>> START Supplied material

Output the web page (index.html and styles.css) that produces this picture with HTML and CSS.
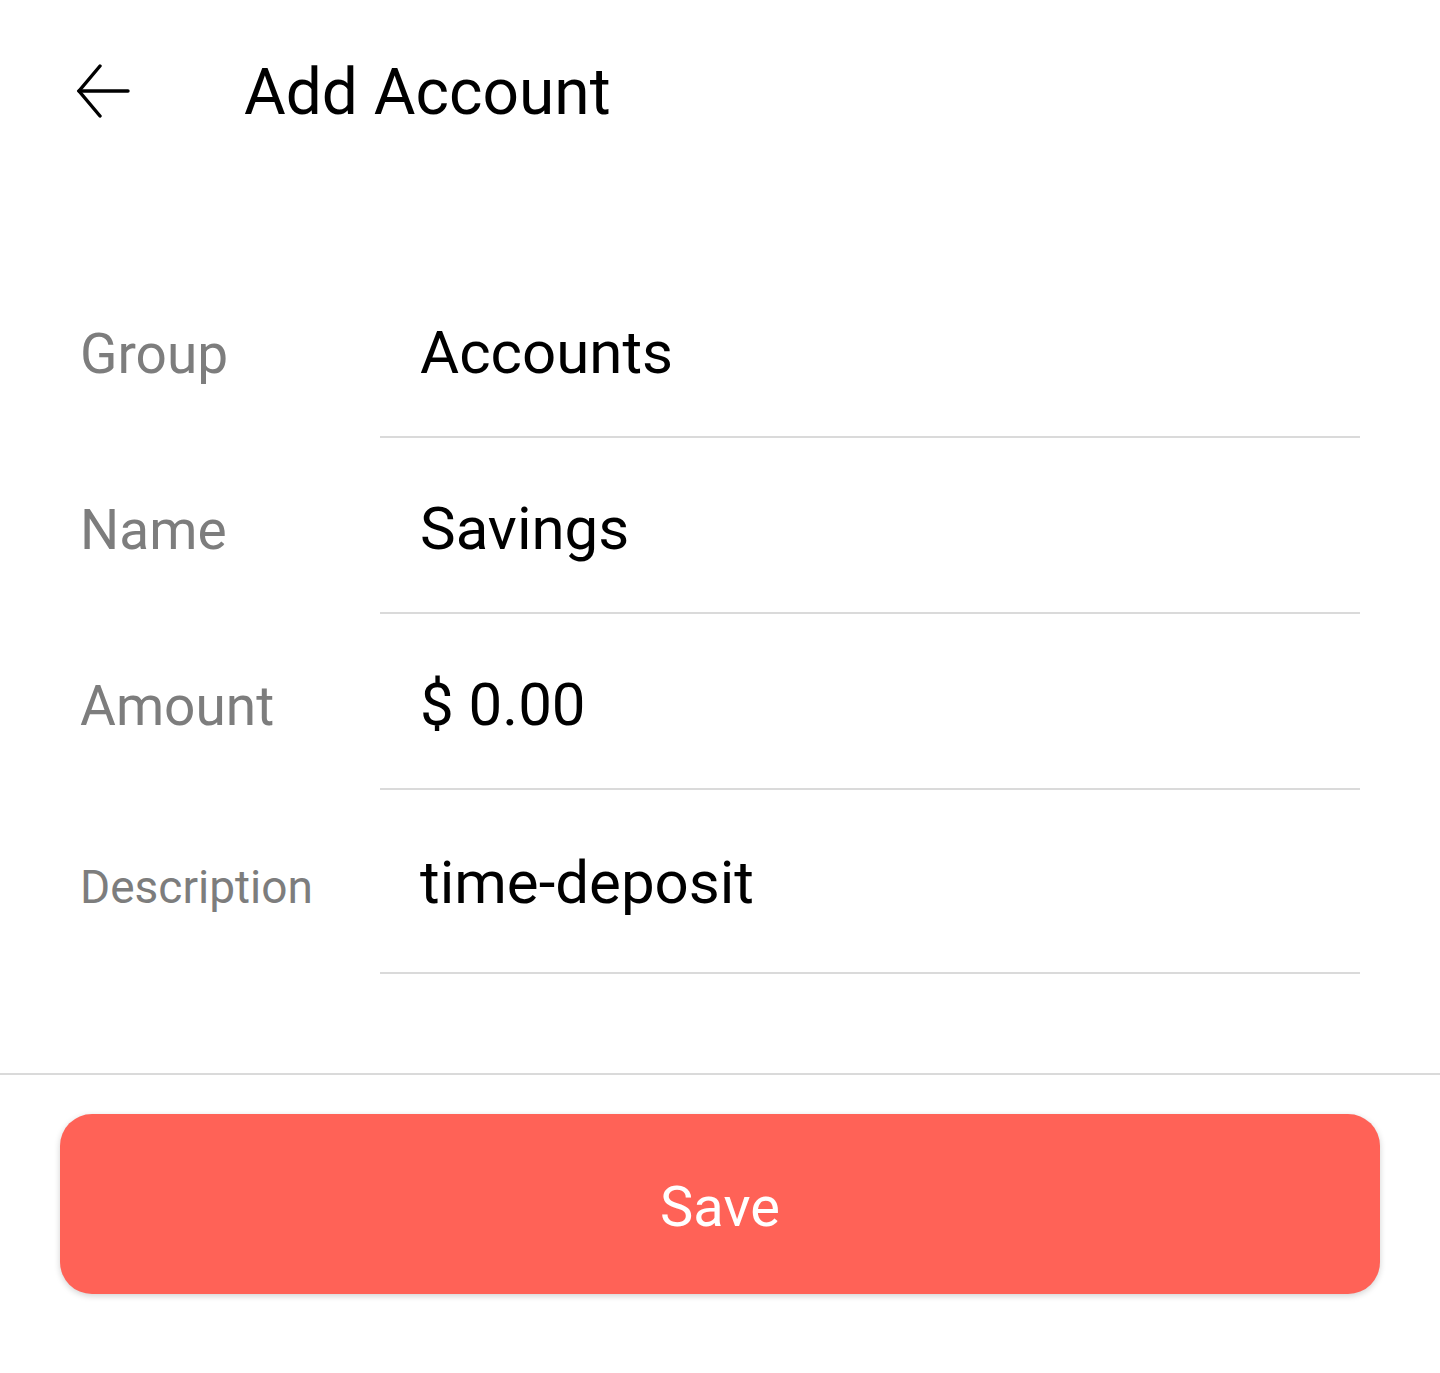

>> END Supplied material
>> START Supplied material

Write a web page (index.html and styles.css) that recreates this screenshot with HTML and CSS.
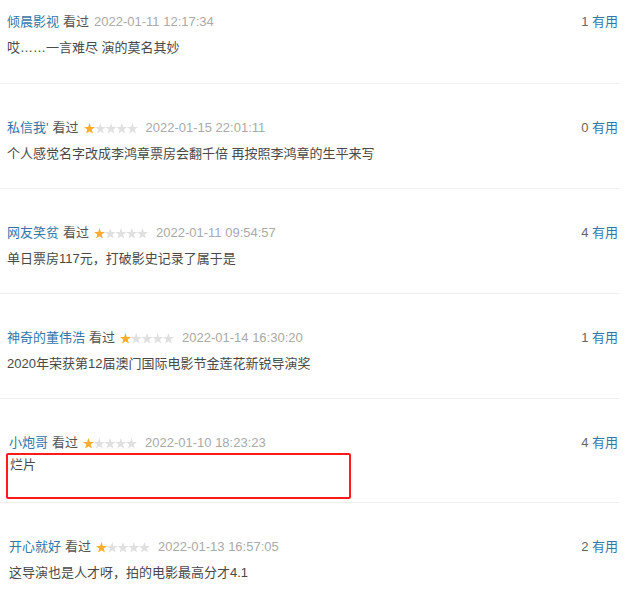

>> END Supplied material
>> START Supplied material

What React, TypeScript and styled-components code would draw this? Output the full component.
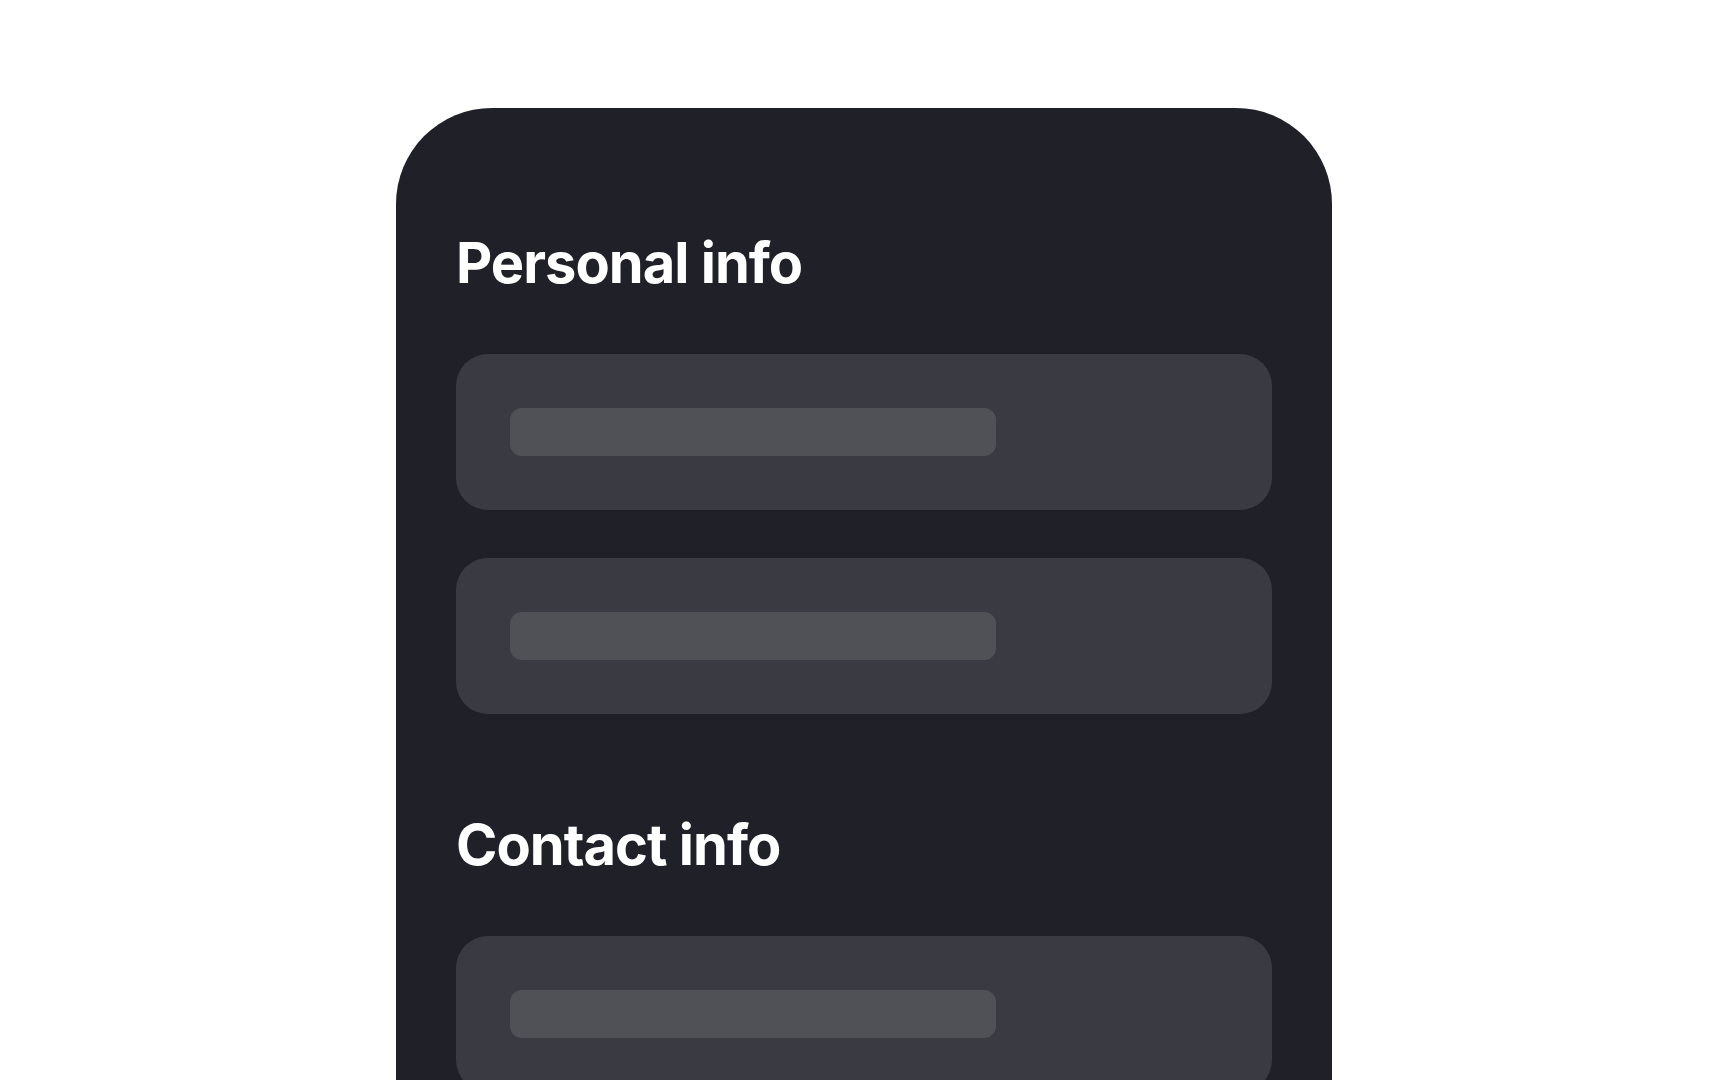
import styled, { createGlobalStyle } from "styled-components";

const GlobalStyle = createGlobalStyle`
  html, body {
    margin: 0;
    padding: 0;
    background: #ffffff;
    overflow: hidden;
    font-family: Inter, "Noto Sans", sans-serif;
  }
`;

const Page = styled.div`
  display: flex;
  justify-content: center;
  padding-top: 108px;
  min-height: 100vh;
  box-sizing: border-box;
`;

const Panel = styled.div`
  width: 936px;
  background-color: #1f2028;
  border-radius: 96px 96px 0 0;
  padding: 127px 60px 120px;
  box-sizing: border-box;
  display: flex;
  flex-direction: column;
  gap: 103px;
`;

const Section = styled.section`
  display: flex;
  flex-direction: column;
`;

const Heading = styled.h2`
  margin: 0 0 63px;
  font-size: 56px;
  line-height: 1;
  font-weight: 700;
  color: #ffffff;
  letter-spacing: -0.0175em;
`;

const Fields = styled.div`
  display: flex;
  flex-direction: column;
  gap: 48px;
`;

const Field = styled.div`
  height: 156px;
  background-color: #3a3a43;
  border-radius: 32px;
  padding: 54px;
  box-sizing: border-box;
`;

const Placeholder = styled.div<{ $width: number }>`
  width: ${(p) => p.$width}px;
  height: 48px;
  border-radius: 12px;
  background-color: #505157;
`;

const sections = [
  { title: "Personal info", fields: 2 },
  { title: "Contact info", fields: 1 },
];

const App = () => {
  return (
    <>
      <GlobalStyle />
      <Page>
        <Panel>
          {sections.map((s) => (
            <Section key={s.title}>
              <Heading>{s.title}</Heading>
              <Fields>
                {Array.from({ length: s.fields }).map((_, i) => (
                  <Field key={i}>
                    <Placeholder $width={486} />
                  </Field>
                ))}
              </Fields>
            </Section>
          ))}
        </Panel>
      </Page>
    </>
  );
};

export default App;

>> END Supplied material

Problem to solve: Look through the data above. Find each line with the string "that" and copy it.

Solution to this task:
Output the web page (index.html and styles.css) that produces this picture with HTML and CSS.
Write a web page (index.html and styles.css) that recreates this screenshot with HTML and CSS.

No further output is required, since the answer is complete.